Investigators say that location suggests that the device was fired from the back side of the compound toward the building.
They say they have doubts about the FBI's claims that M-651s were shot only twice at the underground bunker and were aimed away from the compound because the spent M-651 photographed by DPS was found well behind where bureau officials said their agent fired.
"If it had been shot toward the bunker like they say, that shell should've been found on the back side and not the front," another investigator in Texas said. "Nobody had any logical explanation or reason for why it would be out in the area it was, unless they were firing at something else."
In a motion filed last week in U.S. District court in Waco, attorneys for the Branch Davidians noted that hostage rescue team members in a Bradley armored fighting vehicle on the back side of the building fired tear gas rounds into the kitchen just before it caught fire.
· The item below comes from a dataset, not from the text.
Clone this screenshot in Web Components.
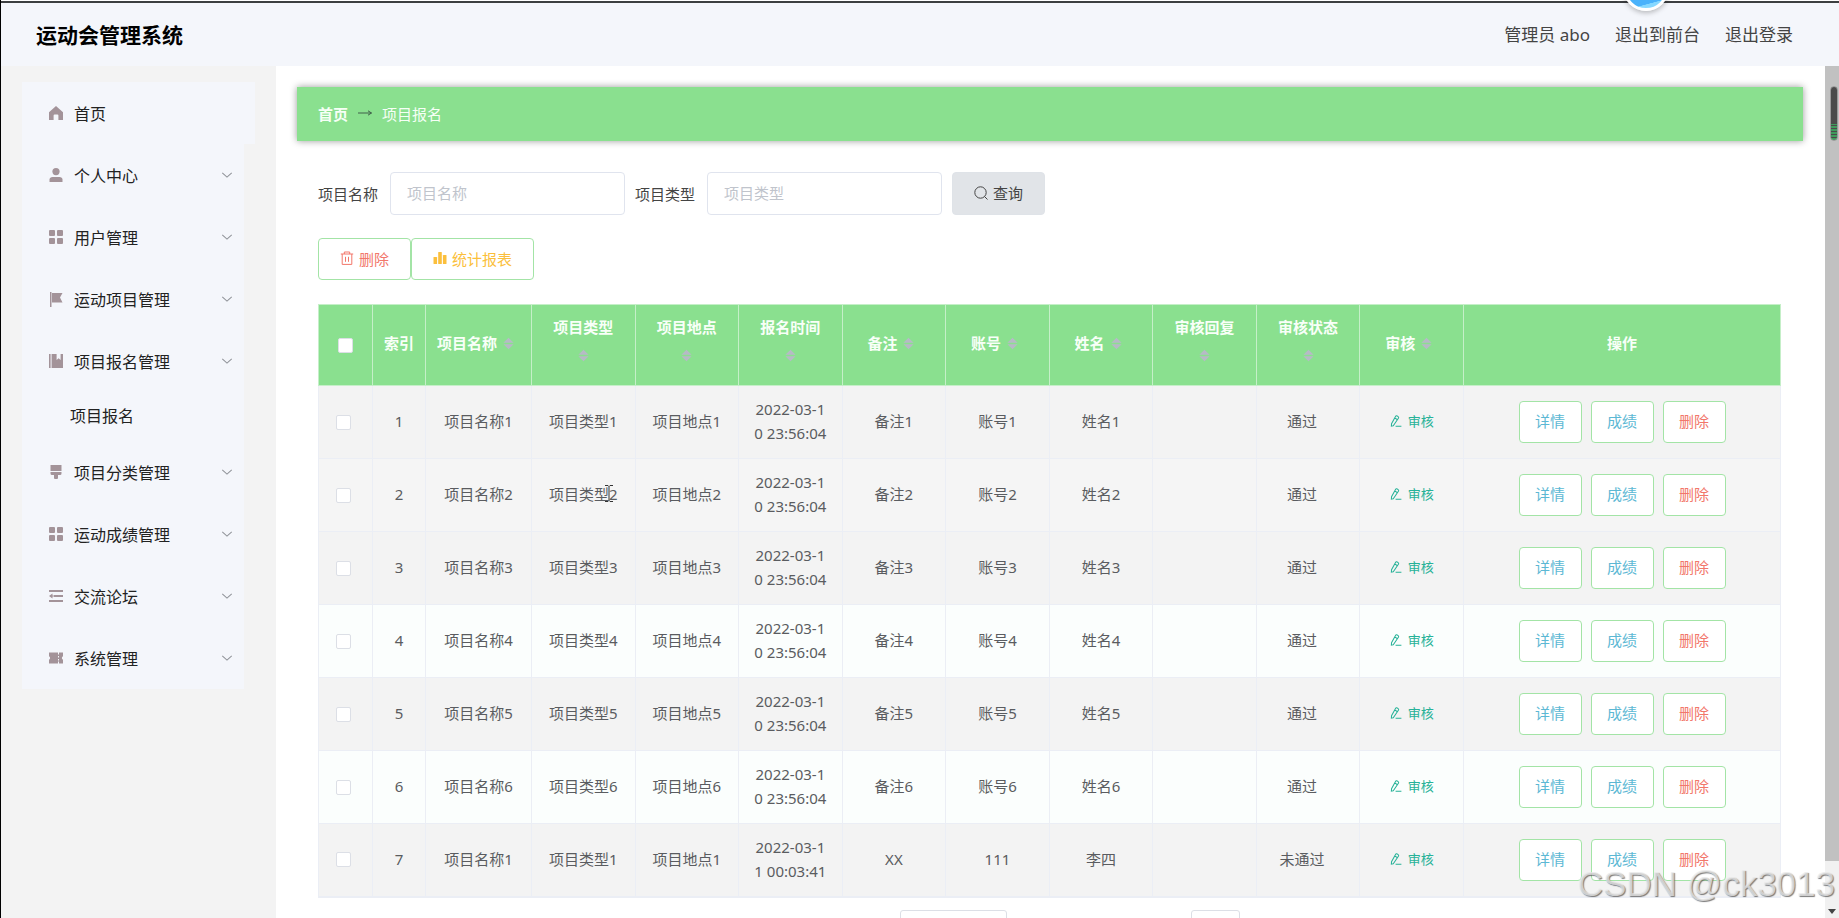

That motion alleged that there is evidence that the rounds may have been pyrotechnic and could have triggered at least one of the three fires that quickly consumed the compound.
By that time, FBI agents in the Bradleys had fired almost all of the 400-round supply of nonflammable ferret rounds brought to Waco for the assault, records show. Notes found last fall at the hostage rescue team's headquarters in Quantico, Va., state that each of the Bradleys used by the FBI in Waco was stocked with M-651 rounds.